Employee Communication and Education: Got Company Stock Options? Here's How They Work
How many of you have ever received stock option grants as part of
your Total Compensation Package with your company? I’ve been getting
documents (that reference my options) every Christmas from the company I
work for and I would simply file away the large manila folder labeled
Options into my desk drawer. It wasn’t until recently that I unearthed
these documents and caught up with this information that I’d been
missing all these years.
For those of you who get company stock options, pat yourself on the
back. Your employer really appreciates the work you do and the effort
you put forth in order to make them more successful. They appreciate
this so much that they are actually giving you some ownership in the
company by giving you an opportunity to buy shares of common stock in
the company, usually at a reduced price. They’re also giving you the
ability to reap the benefits of your company’s success.
he Basics of Company Stock Options
Let’s take a look at how this works:
Let’s take for example a hypothetical company I’ll call “Anderson
Paperclips”. It has ten employees who work super hard to make the best
paperclips on the planet. The owner of the company wants to reward his
employees, but instead of giving them a bonus, which most of them will
spend and forget about five minutes later, the owner decides to give
them something more substantial. He decides to give them a stake in the
company they are making great and the opportunity to directly influence
just how much that monetary reward can be. But, instead of giving them
shares of company stock, he gives his employees stock options.
Stock options are like contracts for the right to buy common stock in a
company sometime in the future at a price that is set today.

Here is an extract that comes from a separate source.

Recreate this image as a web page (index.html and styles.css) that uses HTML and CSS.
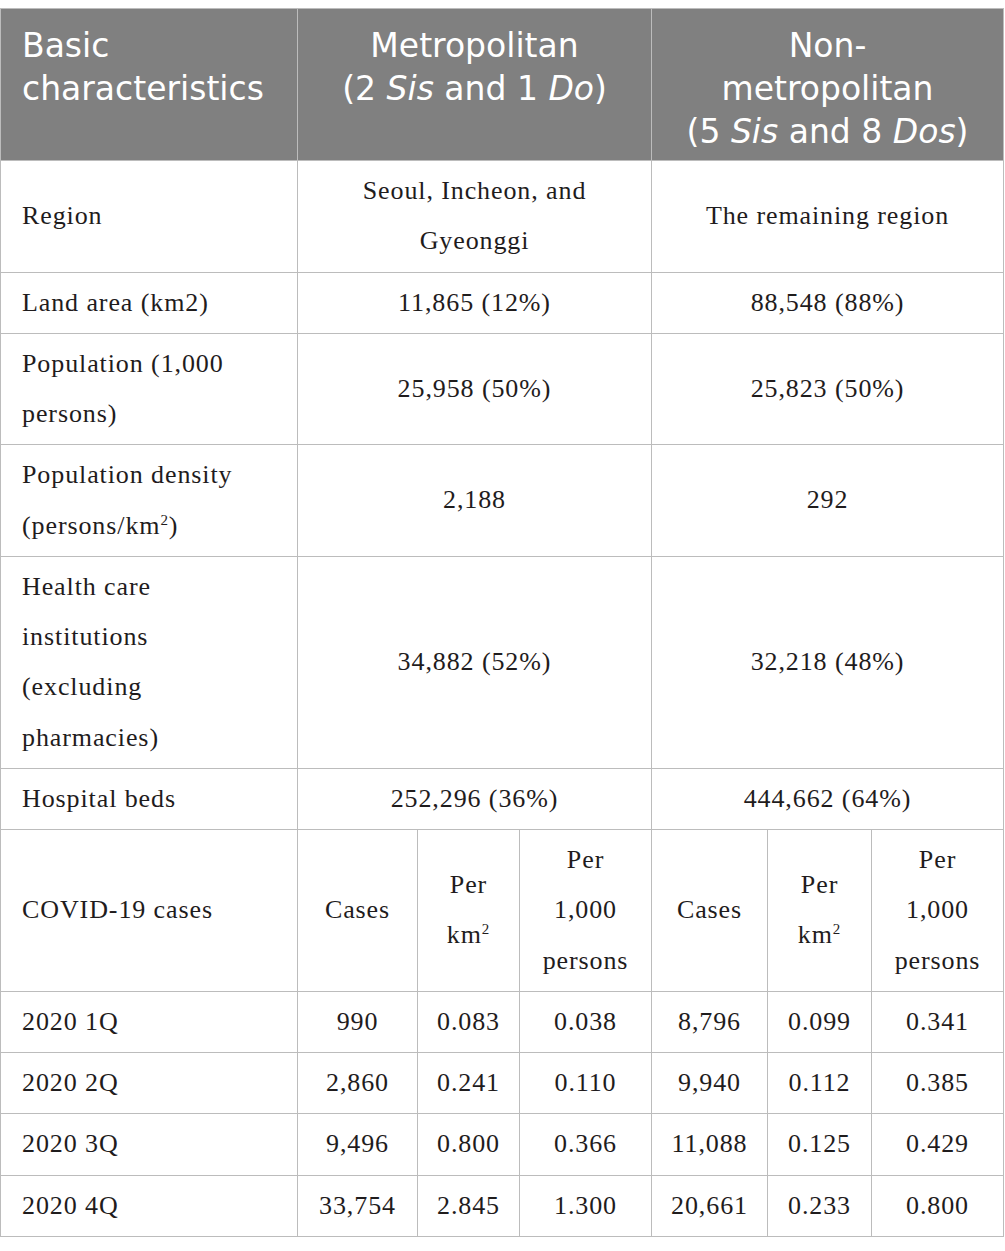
FILE: index.html
```html
<!DOCTYPE html>
<html lang="en">
<head>
<meta charset="utf-8">
<title>Table</title>
<link rel="stylesheet" href="styles.css">
</head>
<body>
<table class="data">
  <colgroup>
    <col class="c-label">
    <col class="c-cases">
    <col class="c-km">
    <col class="c-pers">
    <col class="c-cases2">
    <col class="c-km2">
    <col class="c-pers2">
  </colgroup>
  <thead>
    <tr>
      <th class="h-left">Basic<br>characteristics</th>
      <th colspan="3">Metropolitan<br>(2 <i>Sis</i> and 1 <i>Do</i>)</th>
      <th colspan="3">Non-<br>metropolitan<br>(5 <i>Sis</i> and 8 <i>Dos</i>)</th>
    </tr>
  </thead>
  <tbody>
    <tr>
      <td class="label">Region</td>
      <td colspan="3" class="val wide">Seoul, Incheon, and Gyeonggi</td>
      <td colspan="3" class="val wide">The remaining region</td>
    </tr>
    <tr>
      <td class="label">Land area (km2)</td>
      <td colspan="3" class="val wide">11,865 (12%)</td>
      <td colspan="3" class="val wide">88,548 (88%)</td>
    </tr>
    <tr>
      <td class="label">Population (1,000 persons)</td>
      <td colspan="3" class="val wide">25,958 (50%)</td>
      <td colspan="3" class="val wide">25,823 (50%)</td>
    </tr>
    <tr>
      <td class="label">Population density (persons/km<sup>2</sup>)</td>
      <td colspan="3" class="val wide">2,188</td>
      <td colspan="3" class="val wide">292</td>
    </tr>
    <tr>
      <td class="label">Health care institutions (excluding pharmacies)</td>
      <td colspan="3" class="val wide">34,882 (52%)</td>
      <td colspan="3" class="val wide">32,218 (48%)</td>
    </tr>
    <tr>
      <td class="label">Hospital beds</td>
      <td colspan="3" class="val wide">252,296 (36%)</td>
      <td colspan="3" class="val wide">444,662 (64%)</td>
    </tr>
    <tr>
      <td class="label">COVID-19 cases</td>
      <td class="val">Cases</td>
      <td class="val">Per km<sup>2</sup></td>
      <td class="val">Per 1,000 persons</td>
      <td class="val">Cases</td>
      <td class="val">Per km<sup>2</sup></td>
      <td class="val">Per 1,000 persons</td>
    </tr>
    <tr>
      <td class="label">2020 1Q</td>
      <td class="val">990</td><td class="val">0.083</td><td class="val">0.038</td>
      <td class="val">8,796</td><td class="val">0.099</td><td class="val">0.341</td>
    </tr>
    <tr>
      <td class="label">2020 2Q</td>
      <td class="val">2,860</td><td class="val">0.241</td><td class="val">0.110</td>
      <td class="val">9,940</td><td class="val">0.112</td><td class="val">0.385</td>
    </tr>
    <tr>
      <td class="label">2020 3Q</td>
      <td class="val">9,496</td><td class="val">0.800</td><td class="val">0.366</td>
      <td class="val">11,088</td><td class="val">0.125</td><td class="val">0.429</td>
    </tr>
    <tr>
      <td class="label">2020 4Q</td>
      <td class="val">33,754</td><td class="val">2.845</td><td class="val">1.300</td>
      <td class="val">20,661</td><td class="val">0.233</td><td class="val">0.800</td>
    </tr>
  </tbody>
</table>
</body>
</html>
```
FILE: styles.css
```css
html, body {
  margin: 0;
  padding: 0;
  background: #ffffff;
}

body {
  padding-top: 8px;
}

.data {
  border-collapse: collapse;
  table-layout: fixed;
  width: 1004px;
  color: #1f1c1d;
}

.c-label { width: 297px; }
.c-cases { width: 120px; }
.c-km { width: 102px; }
.c-pers { width: 132px; }
.c-cases2 { width: 116px; }
.c-km2 { width: 104px; }
.c-pers2 { width: 132px; }

.data th,
.data td {
  border: 1.5px solid #bcbcbc;
}

.data th {
  background: #808080;
  color: #ffffff;
  font-family: "DejaVu Sans", "Open Sans", sans-serif;
  font-weight: 400;
  font-size: 33px;
  line-height: 43px;
  text-align: center;
  vertical-align: top;
  padding: 15px 14px 7px;
  white-space: nowrap;
}

.data th i {
  font-style: oblique;
}

.data th.h-left {
  text-align: left;
  padding-left: 21px;
}

.data td {
  font-family: "Liberation Serif", "Times New Roman", serif;
  font-size: 26px;
  letter-spacing: 0.9px;
  line-height: 50.25px;
  padding: 5px 21px;
  vertical-align: middle;
}

.data td.label {
  text-align: left;
  padding-right: 36px;
}

.data td.val {
  text-align: center;
  padding-left: 18px;
  padding-right: 18px;
}

.data td.val.wide {
  padding-left: 40px;
  padding-right: 40px;
}

.data sup {
  font-size: 15px;
  line-height: 0;
  vertical-align: 9px;
}
```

For
instance, the employee stock options
(another name for company stock options) I received last year allow me
to purchase 500 shares of common stock with my company at $12.51 per
share. The only catch is that I have to wait until the options mature
before I can exercise my right to purchase. Hence the term often used
to describe these things in the vernacular: golden handcuffs. It’s certainly one way to encourage people to stay employed at their place of work.
In my company’s case, the vesting or maturing period is 7 years. So,
I have 7 years to do whatever I can to make my company as much money as
possible before I exercise my options. The same (or something similar)
would go for the employees of Anderson Paperclips.
When you exercise your options, you execute your right to buy the stock at the listed price on your contract.
You can do this at any time after your award vests. I (and I imagine,
most people) prefer to exercise these options and then sell them
immediately, pocketing the difference between the exercise price and the
current market price of the common stock, minus brokerage fees — hence
the drive to make my company as profitable as possible. Others hold on
to these options much like they would CDs or other savings products or keep them in their portfolios as a way to save for retirement.
The Benefits of Company Stock Options
This type of compensation is extremely good for the company that
issues them. The reason is twofold. One, the money that they dish out
to the employees is considered deferred compensation
because the employee doesn’t get to utilize the award for several years
after receiving it, thereby keeping more cash in the bank for the
company. Also, the company benefits from having highly motivated
employees who understand that their award’s value is purely based on the
company’s performance, which is directly tied to their performance.
It’s kind of like getting free money from the company and who doesn’t like getting free money?
If you are fortunate enough to work for a company that issues stock
options, don’t slide those innocuous little manila envelopes into your
desk drawer, scratch your head and whine about why a Christmas bonus
would be better. Appreciate the fact that your employer believes in you
and wants you to share in the success of the company you are helping to
build. If you don’t get options, bring it up to senior management to
see if this can be added to your compensation program.
A Word from SVB: Silicon Valley is known
for handing out stock options, often in lieu of higher salaries. At one
point (during the dot com era), it was fairly common — even expected —
for employers to offer company equity as a form of compensation, with
some startups offering employment based solely on “equity only”
compensation. Definitely a sign of those times. In fact, at one point, I
applied for a job with this kind of compensation package (yep, no real
salary, just equity). Thankfully, I was rejected for the position as
the startup in question imploded as part of the dot com bust. Learned
my lesson here, and I’ll leave you with the advice to avoid “equity
only” employment offers if you’re ever “lucky” enough to encounter them!